Hi. My name's Rebecca Scott. I'm from CSIRO. I've spent probably my last five or six years trying to broker collaborations between Artists and Scientists. But over the last year, our new Chief Executive Geoff Garrat has been very proactive in developing partnerships of this nature.

What I am trying to do more now is to realise some outcomes. We've got 4,000 Research Scientists in the organisation and 21 Research Divisions and there's a wealth of information there. I guess the frustration is that CSIRO, similar to the ARC, is going the way of turning into a 'research business' rather than a 'research organisation' and that brings the need to rationalise everything in dollar terms. I guess Rich, what I'd like to know from you is how you've managed to establish a structure that achieves the result as opposed to relying on a particular individual in the organisation who might believe passionately about the idea.

Rich Gold:

There's much to say about how we get Artists and Scientists to work together. First it wasn't just finding some artist and just throwing them in the Park. We found artists who were already technologically skilful, brought them in and then introduced them to many scientists. And we looked for sparks.

Most of the artists we brought in were all great artists, but we were really looking for the scientists to really bond with them on a personal level because they would have to work with them for a long time. We had to respect both of their careers and make sure that the rights were assigned appropriately to both their careers, so that one didn't feel like it was ripping off the other.
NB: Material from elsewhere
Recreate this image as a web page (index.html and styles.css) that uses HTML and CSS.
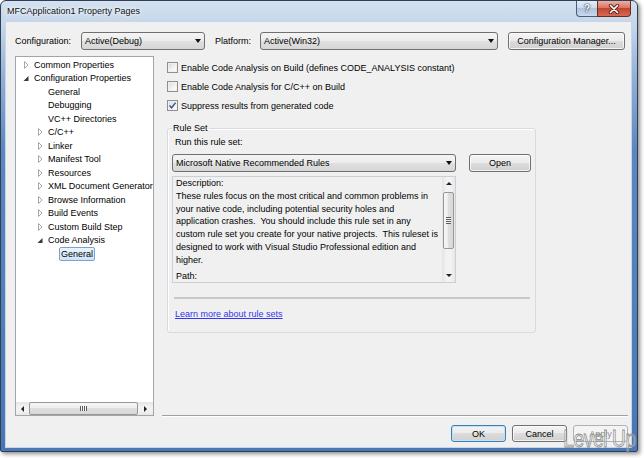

An interesting point - some critics were convinced that the Pair Project wouldn't work because they thought that artists and scientists wouldn't/couldn't be paired together - also the Eat Project was between artists and engineers. The artists already had these great visions. So one of the things we had to do when inviting the artist was to make sure that the artist didn't come in with great visions - hard to do actually, not to mention the fact that the scientists had visions too - to see into the future. So you had to make the collaboration work by the artist and scientist working and creating their vision together. Otherwise you get the scientist being the tech guy for the artist and the artist being the beautifier of the science work. That's why you hire designers - scientists actually need designers.

To go back to your point on the contracts - this IP issue is critical. As my fellow scientist here was saying, the Scientific World is being pushed very hard to be commercial. In fact the reason why we were let go at Xerox Park was not because they didn't like us but because the primary science organisation in the United States is being turned into an Engineering Lab that had to create a bottom line in three years.

To give an idea of the time required to create - from the gleam in a scientist's eye to the finished commercial product is between 13-15 years in many cases. And that's a long time. So at the Park all those things work together to create the whole. It's a very hands on approach to make work. It was very successful I thought although we did not try and pose it as monetary successful. The way we often say it is that we are trying to make better artists and better scientists, not better art and better science. Try and work at the individual human level. Corporations don't need help with innovation - have you been to a mall lately? I mean there's too much stuff, they already know how to do that. The harder part is making better people.